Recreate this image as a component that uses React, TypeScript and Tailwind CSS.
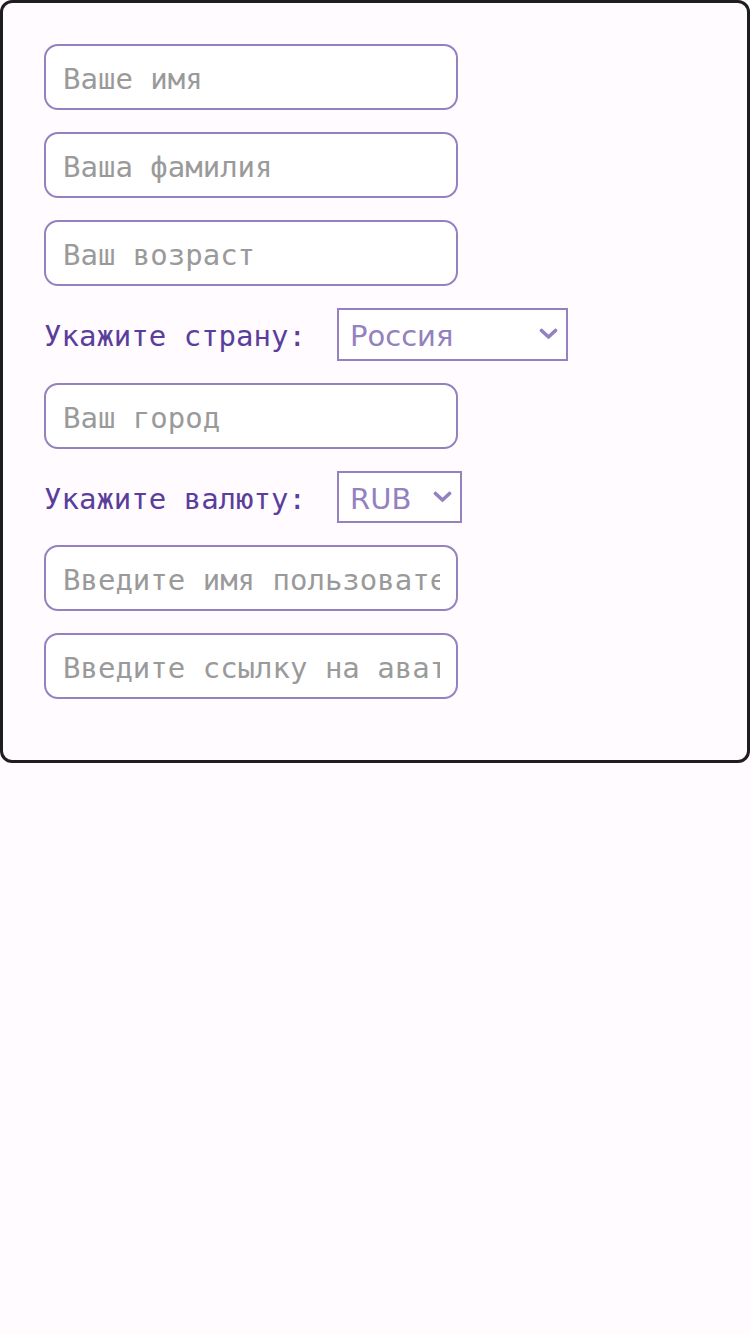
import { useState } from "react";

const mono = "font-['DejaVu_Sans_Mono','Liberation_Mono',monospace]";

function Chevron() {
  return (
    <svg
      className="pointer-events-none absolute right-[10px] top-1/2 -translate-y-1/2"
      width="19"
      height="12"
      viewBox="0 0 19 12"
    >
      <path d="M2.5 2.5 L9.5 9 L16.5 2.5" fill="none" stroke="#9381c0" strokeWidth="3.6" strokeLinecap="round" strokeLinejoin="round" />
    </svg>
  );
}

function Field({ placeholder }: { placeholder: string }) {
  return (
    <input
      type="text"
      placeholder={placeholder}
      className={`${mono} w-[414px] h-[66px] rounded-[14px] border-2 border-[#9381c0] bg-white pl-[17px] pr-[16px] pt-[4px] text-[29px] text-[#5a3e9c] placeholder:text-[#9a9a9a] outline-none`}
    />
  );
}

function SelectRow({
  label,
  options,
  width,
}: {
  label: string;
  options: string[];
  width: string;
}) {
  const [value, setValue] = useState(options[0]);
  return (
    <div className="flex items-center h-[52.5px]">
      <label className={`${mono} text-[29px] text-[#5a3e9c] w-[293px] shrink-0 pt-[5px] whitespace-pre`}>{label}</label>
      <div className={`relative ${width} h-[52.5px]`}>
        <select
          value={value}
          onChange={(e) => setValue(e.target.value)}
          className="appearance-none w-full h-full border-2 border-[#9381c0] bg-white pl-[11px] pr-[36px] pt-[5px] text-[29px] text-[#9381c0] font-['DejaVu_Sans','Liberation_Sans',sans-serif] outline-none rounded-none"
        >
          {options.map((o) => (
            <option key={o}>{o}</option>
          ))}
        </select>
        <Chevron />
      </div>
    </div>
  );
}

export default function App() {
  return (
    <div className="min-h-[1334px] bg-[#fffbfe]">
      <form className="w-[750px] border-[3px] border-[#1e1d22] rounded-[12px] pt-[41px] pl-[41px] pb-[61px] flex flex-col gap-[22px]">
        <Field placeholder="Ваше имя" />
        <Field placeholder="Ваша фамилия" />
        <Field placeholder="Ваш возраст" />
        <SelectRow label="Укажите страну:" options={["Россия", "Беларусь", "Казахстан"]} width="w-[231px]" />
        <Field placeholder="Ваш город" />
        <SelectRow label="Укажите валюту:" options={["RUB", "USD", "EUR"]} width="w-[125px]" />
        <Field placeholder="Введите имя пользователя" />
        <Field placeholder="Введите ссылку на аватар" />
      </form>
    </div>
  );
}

DESCRIPTION OF THE TASK:
Every line of text is to be repeated exactly; pictures are left out.

FINISHED EXERCISE:
Recreate this image as a component that uses React, TypeScript and Tailwind CSS.
import { useState } from "react";

const mono = "font-['DejaVu_Sans_Mono','Liberation_Mono',monospace]";

function Chevron() {
  return (
    <svg
      className="pointer-events-none absolute right-[10px] top-1/2 -translate-y-1/2"
      width="19"
      height="12"
      viewBox="0 0 19 12"
    >
      <path d="M2.5 2.5 L9.5 9 L16.5 2.5" fill="none" stroke="#9381c0" strokeWidth="3.6" strokeLinecap="round" strokeLinejoin="round" />
    </svg>
  );
}

function Field({ placeholder }: { placeholder: string }) {
  return (
    <input
      type="text"
      placeholder={placeholder}
      className={`${mono} w-[414px] h-[66px] rounded-[14px] border-2 border-[#9381c0] bg-white pl-[17px] pr-[16px] pt-[4px] text-[29px] text-[#5a3e9c] placeholder:text-[#9a9a9a] outline-none`}
    />
  );
}

function SelectRow({
  label,
  options,
  width,
}: {
  label: string;
  options: string[];
  width: string;
}) {
  const [value, setValue] = useState(options[0]);
  return (
    <div className="flex items-center h-[52.5px]">
      <label className={`${mono} text-[29px] text-[#5a3e9c] w-[293px] shrink-0 pt-[5px] whitespace-pre`}>{label}</label>
      <div className={`relative ${width} h-[52.5px]`}>
        <select
          value={value}
          onChange={(e) => setValue(e.target.value)}
          className="appearance-none w-full h-full border-2 border-[#9381c0] bg-white pl-[11px] pr-[36px] pt-[5px] text-[29px] text-[#9381c0] font-['DejaVu_Sans','Liberation_Sans',sans-serif] outline-none rounded-none"
        >
          {options.map((o) => (
            <option key={o}>{o}</option>
          ))}
        </select>
        <Chevron />
      </div>
    </div>
  );
}

export default function App() {
  return (
    <div className="min-h-[1334px] bg-[#fffbfe]">
      <form className="w-[750px] border-[3px] border-[#1e1d22] rounded-[12px] pt-[41px] pl-[41px] pb-[61px] flex flex-col gap-[22px]">
        <Field placeholder="Ваше имя" />
        <Field placeholder="Ваша фамилия" />
        <Field placeholder="Ваш возраст" />
        <SelectRow label="Укажите страну:" options={["Россия", "Беларусь", "Казахстан"]} width="w-[231px]" />
        <Field placeholder="Ваш город" />
        <SelectRow label="Укажите валюту:" options={["RUB", "USD", "EUR"]} width="w-[125px]" />
        <Field placeholder="Введите имя пользователя" />
        <Field placeholder="Введите ссылку на аватар" />
      </form>
    </div>
  );
}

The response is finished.